I had never really thought of myself as much of a writer. Throughout my elementary and middle school years, my research papers were paraphrases of content from the World Book Encyclopedia, and my creative writing essays, although elaborate, usually concluded with me waking up from a dream. (By the way, this doesn’t always work in real life.) When I received a low grade on my first paper in my 10th grade English class, I decided that sticking to math and science might be a better idea. I could solve a problem, but I thought I couldn’t solve the problem of how to become a better writer.
My English class that year was taught by a new teacher, Mr. John Ogden. He had come from an all-boys boarding school in New England, which gave him a certain level of gravitas. More than 30 years later, I can still see Mr. Ogden standing in the classroom wearing his favorite seersucker suit, and I can still remember the stories of his four sons, all grown by that time. In that class, we read and wrote and read and wrote, and yes, I improved my writing skills over time. He gave us a formula for writing essays and helped us all believe that we could become stronger writers. Eventually, I took AP English and scored high enough to be exempted from English classes in college. In college, I found my way to the yearbook office my freshman year and never left, spending my senior year as the editor of what would become an award-winning yearbook.
I did major in math because I liked solving those problems, but now I solve new problems as a mass communications professor. I have advanced degrees in mass communication, and I’m now the author of two books on the topic of social media. Because of my position and research area, I speak to groups and the media quite frequently.
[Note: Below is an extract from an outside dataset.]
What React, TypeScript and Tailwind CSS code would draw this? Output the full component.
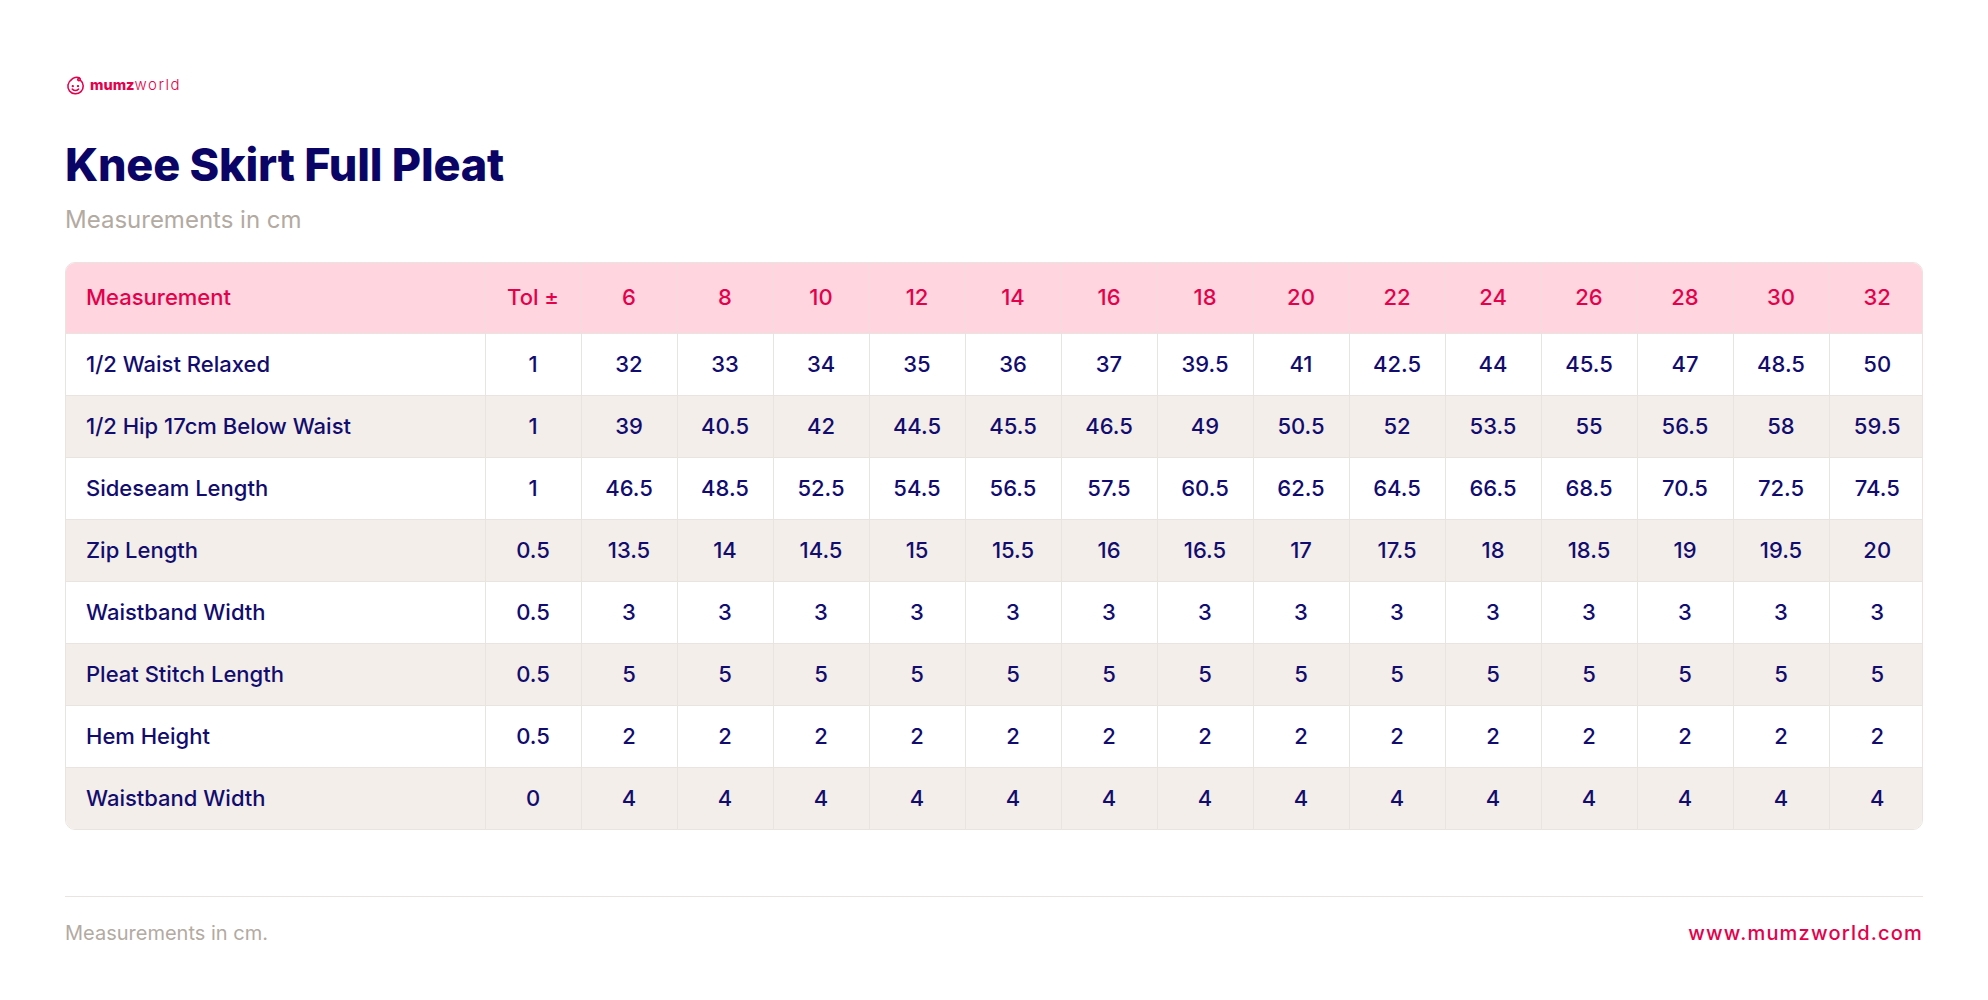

Sometime around 2002, I found Mr. Ogden’s email address and reached out to him. He sent me a copy of his poetry book called “Bookcase Quilt Poems” along with a note. The note says, “I say again how proud I am of your accomplishments. That you are a teacher especially pleases me and I know you are an excellent one because of your dedication, hard work, and intelligence.”
But as a teacher today, it’s the inscription inside the book that really touches my heart. Here he says, “Thank you for remembering.” How could I ever forget?